DATASET RECORDS start
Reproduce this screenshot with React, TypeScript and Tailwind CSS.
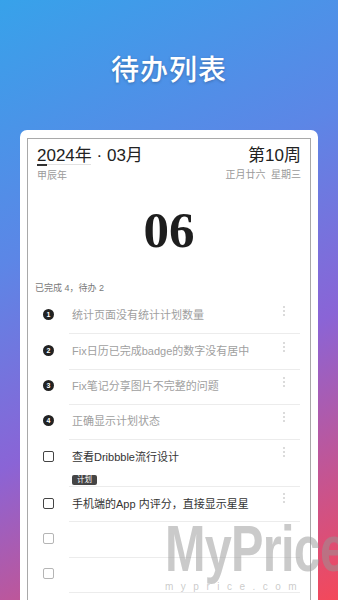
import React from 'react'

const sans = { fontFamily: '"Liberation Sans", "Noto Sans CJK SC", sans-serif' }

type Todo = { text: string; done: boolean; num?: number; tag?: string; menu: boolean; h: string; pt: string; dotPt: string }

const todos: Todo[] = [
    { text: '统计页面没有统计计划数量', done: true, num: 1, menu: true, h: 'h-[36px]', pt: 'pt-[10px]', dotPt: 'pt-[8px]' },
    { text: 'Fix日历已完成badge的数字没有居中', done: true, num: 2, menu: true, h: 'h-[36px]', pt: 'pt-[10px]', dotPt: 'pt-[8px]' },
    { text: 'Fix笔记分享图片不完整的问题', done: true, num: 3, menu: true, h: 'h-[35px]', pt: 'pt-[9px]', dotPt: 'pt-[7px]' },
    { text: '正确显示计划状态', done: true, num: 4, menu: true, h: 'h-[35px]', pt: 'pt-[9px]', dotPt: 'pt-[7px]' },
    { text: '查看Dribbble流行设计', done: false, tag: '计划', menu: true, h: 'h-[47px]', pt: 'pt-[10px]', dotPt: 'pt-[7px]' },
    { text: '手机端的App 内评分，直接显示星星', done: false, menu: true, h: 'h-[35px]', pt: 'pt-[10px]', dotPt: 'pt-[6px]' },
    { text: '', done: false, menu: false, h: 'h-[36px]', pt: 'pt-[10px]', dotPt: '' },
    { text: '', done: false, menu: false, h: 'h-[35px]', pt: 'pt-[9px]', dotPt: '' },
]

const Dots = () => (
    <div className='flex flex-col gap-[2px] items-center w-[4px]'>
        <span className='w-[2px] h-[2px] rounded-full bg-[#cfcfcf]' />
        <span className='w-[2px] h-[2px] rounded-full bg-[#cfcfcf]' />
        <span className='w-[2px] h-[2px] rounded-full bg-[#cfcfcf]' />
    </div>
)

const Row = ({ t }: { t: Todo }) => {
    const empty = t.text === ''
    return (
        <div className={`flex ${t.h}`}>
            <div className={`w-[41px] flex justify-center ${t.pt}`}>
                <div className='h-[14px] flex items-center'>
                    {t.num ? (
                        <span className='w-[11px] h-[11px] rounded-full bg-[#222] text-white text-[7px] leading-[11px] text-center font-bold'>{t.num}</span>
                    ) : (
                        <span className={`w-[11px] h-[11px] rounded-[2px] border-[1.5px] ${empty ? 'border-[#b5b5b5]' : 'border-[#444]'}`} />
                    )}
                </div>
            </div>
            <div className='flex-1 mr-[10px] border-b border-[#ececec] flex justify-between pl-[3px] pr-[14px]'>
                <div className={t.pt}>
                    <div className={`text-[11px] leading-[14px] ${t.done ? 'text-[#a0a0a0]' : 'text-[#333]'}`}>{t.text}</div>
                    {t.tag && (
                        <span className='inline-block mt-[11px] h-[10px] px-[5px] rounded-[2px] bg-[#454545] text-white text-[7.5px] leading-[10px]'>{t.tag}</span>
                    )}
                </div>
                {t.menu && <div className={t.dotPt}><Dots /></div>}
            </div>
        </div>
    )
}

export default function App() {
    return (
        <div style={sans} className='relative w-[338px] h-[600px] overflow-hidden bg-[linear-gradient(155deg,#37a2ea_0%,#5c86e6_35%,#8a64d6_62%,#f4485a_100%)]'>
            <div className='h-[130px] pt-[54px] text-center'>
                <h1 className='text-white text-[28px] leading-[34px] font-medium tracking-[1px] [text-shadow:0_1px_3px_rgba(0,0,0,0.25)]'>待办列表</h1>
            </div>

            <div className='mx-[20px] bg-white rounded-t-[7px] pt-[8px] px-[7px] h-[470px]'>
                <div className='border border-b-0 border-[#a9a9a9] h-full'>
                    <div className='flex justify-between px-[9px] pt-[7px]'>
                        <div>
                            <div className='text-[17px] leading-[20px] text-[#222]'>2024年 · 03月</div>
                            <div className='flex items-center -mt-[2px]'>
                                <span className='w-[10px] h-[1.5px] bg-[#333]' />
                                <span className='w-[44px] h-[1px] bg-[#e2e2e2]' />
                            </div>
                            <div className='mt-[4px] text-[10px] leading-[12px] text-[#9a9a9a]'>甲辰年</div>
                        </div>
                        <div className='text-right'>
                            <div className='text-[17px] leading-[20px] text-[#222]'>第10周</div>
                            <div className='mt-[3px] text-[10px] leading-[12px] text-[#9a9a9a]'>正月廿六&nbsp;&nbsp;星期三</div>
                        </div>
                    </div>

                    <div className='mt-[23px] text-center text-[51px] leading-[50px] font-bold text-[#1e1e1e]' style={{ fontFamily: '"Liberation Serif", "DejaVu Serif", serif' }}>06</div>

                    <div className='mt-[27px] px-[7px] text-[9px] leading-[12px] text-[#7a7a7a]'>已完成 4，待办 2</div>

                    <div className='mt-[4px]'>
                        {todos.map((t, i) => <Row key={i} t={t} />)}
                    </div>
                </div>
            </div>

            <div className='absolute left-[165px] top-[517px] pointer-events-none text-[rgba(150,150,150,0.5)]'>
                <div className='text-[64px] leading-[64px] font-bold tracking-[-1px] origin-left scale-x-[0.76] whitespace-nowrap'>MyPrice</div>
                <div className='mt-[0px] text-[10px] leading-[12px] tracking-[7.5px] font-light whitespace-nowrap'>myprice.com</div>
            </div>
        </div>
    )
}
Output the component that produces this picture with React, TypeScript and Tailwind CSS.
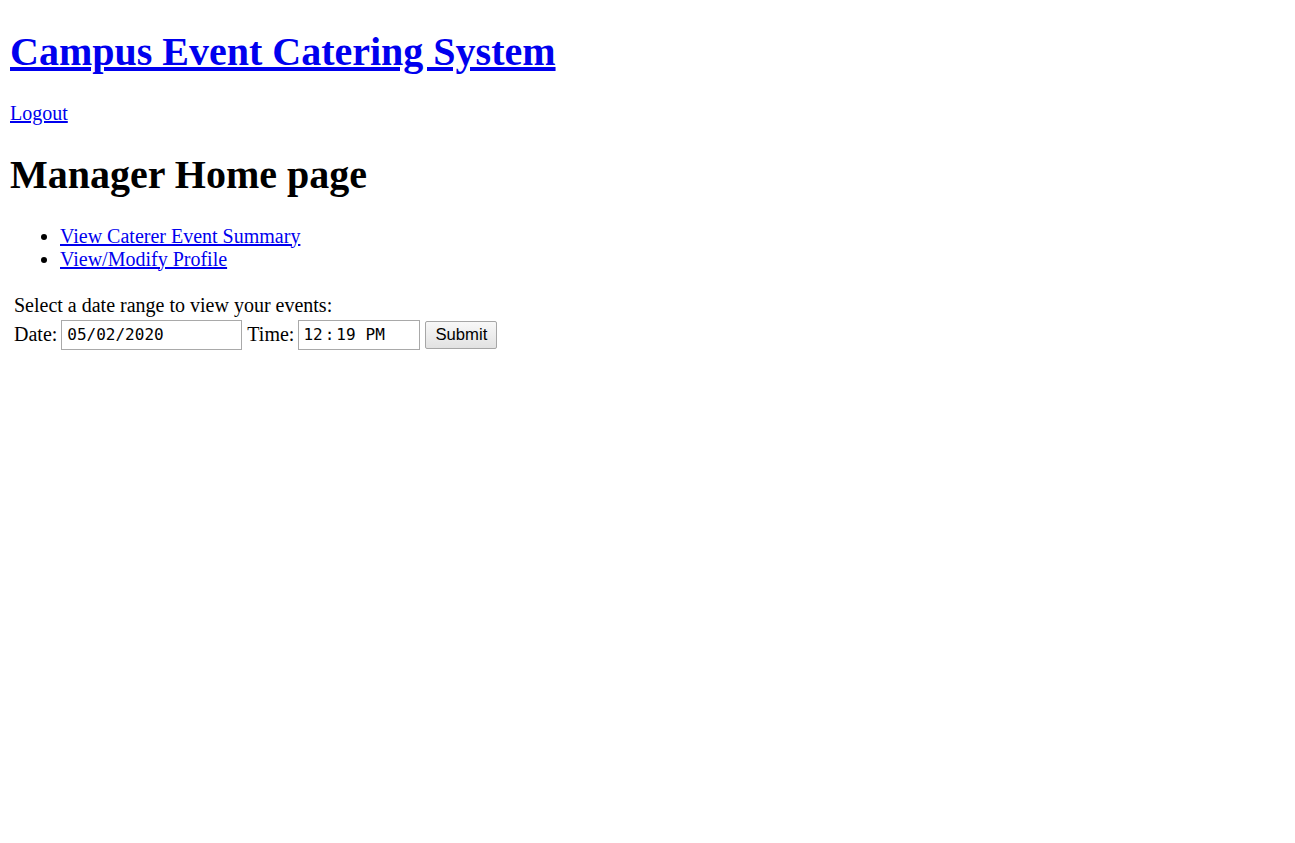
DATASET RECORDS end
WHAT THE TASK ASKS
Copy out the whole listing exactly, and don't carry over any pictures.

FINAL ANSWER
Reproduce this screenshot with React, TypeScript and Tailwind CSS.
import React from 'react'

const sans = { fontFamily: '"Liberation Sans", "Noto Sans CJK SC", sans-serif' }

type Todo = { text: string; done: boolean; num?: number; tag?: string; menu: boolean; h: string; pt: string; dotPt: string }

const todos: Todo[] = [
    { text: '统计页面没有统计计划数量', done: true, num: 1, menu: true, h: 'h-[36px]', pt: 'pt-[10px]', dotPt: 'pt-[8px]' },
    { text: 'Fix日历已完成badge的数字没有居中', done: true, num: 2, menu: true, h: 'h-[36px]', pt: 'pt-[10px]', dotPt: 'pt-[8px]' },
    { text: 'Fix笔记分享图片不完整的问题', done: true, num: 3, menu: true, h: 'h-[35px]', pt: 'pt-[9px]', dotPt: 'pt-[7px]' },
    { text: '正确显示计划状态', done: true, num: 4, menu: true, h: 'h-[35px]', pt: 'pt-[9px]', dotPt: 'pt-[7px]' },
    { text: '查看Dribbble流行设计', done: false, tag: '计划', menu: true, h: 'h-[47px]', pt: 'pt-[10px]', dotPt: 'pt-[7px]' },
    { text: '手机端的App 内评分，直接显示星星', done: false, menu: true, h: 'h-[35px]', pt: 'pt-[10px]', dotPt: 'pt-[6px]' },
    { text: '', done: false, menu: false, h: 'h-[36px]', pt: 'pt-[10px]', dotPt: '' },
    { text: '', done: false, menu: false, h: 'h-[35px]', pt: 'pt-[9px]', dotPt: '' },
]

const Dots = () => (
    <div className='flex flex-col gap-[2px] items-center w-[4px]'>
        <span className='w-[2px] h-[2px] rounded-full bg-[#cfcfcf]' />
        <span className='w-[2px] h-[2px] rounded-full bg-[#cfcfcf]' />
        <span className='w-[2px] h-[2px] rounded-full bg-[#cfcfcf]' />
    </div>
)

const Row = ({ t }: { t: Todo }) => {
    const empty = t.text === ''
    return (
        <div className={`flex ${t.h}`}>
            <div className={`w-[41px] flex justify-center ${t.pt}`}>
                <div className='h-[14px] flex items-center'>
                    {t.num ? (
                        <span className='w-[11px] h-[11px] rounded-full bg-[#222] text-white text-[7px] leading-[11px] text-center font-bold'>{t.num}</span>
                    ) : (
                        <span className={`w-[11px] h-[11px] rounded-[2px] border-[1.5px] ${empty ? 'border-[#b5b5b5]' : 'border-[#444]'}`} />
                    )}
                </div>
            </div>
            <div className='flex-1 mr-[10px] border-b border-[#ececec] flex justify-between pl-[3px] pr-[14px]'>
                <div className={t.pt}>
                    <div className={`text-[11px] leading-[14px] ${t.done ? 'text-[#a0a0a0]' : 'text-[#333]'}`}>{t.text}</div>
                    {t.tag && (
                        <span className='inline-block mt-[11px] h-[10px] px-[5px] rounded-[2px] bg-[#454545] text-white text-[7.5px] leading-[10px]'>{t.tag}</span>
                    )}
                </div>
                {t.menu && <div className={t.dotPt}><Dots /></div>}
            </div>
        </div>
    )
}

export default function App() {
    return (
        <div style={sans} className='relative w-[338px] h-[600px] overflow-hidden bg-[linear-gradient(155deg,#37a2ea_0%,#5c86e6_35%,#8a64d6_62%,#f4485a_100%)]'>
            <div className='h-[130px] pt-[54px] text-center'>
                <h1 className='text-white text-[28px] leading-[34px] font-medium tracking-[1px] [text-shadow:0_1px_3px_rgba(0,0,0,0.25)]'>待办列表</h1>
            </div>

            <div className='mx-[20px] bg-white rounded-t-[7px] pt-[8px] px-[7px] h-[470px]'>
                <div className='border border-b-0 border-[#a9a9a9] h-full'>
                    <div className='flex justify-between px-[9px] pt-[7px]'>
                        <div>
                            <div className='text-[17px] leading-[20px] text-[#222]'>2024年 · 03月</div>
                            <div className='flex items-center -mt-[2px]'>
                                <span className='w-[10px] h-[1.5px] bg-[#333]' />
                                <span className='w-[44px] h-[1px] bg-[#e2e2e2]' />
                            </div>
                            <div className='mt-[4px] text-[10px] leading-[12px] text-[#9a9a9a]'>甲辰年</div>
                        </div>
                        <div className='text-right'>
                            <div className='text-[17px] leading-[20px] text-[#222]'>第10周</div>
                            <div className='mt-[3px] text-[10px] leading-[12px] text-[#9a9a9a]'>正月廿六&nbsp;&nbsp;星期三</div>
                        </div>
                    </div>

                    <div className='mt-[23px] text-center text-[51px] leading-[50px] font-bold text-[#1e1e1e]' style={{ fontFamily: '"Liberation Serif", "DejaVu Serif", serif' }}>06</div>

                    <div className='mt-[27px] px-[7px] text-[9px] leading-[12px] text-[#7a7a7a]'>已完成 4，待办 2</div>

                    <div className='mt-[4px]'>
                        {todos.map((t, i) => <Row key={i} t={t} />)}
                    </div>
                </div>
            </div>

            <div className='absolute left-[165px] top-[517px] pointer-events-none text-[rgba(150,150,150,0.5)]'>
                <div className='text-[64px] leading-[64px] font-bold tracking-[-1px] origin-left scale-x-[0.76] whitespace-nowrap'>MyPrice</div>
                <div className='mt-[0px] text-[10px] leading-[12px] tracking-[7.5px] font-light whitespace-nowrap'>myprice.com</div>
            </div>
        </div>
    )
}
Output the component that produces this picture with React, TypeScript and Tailwind CSS.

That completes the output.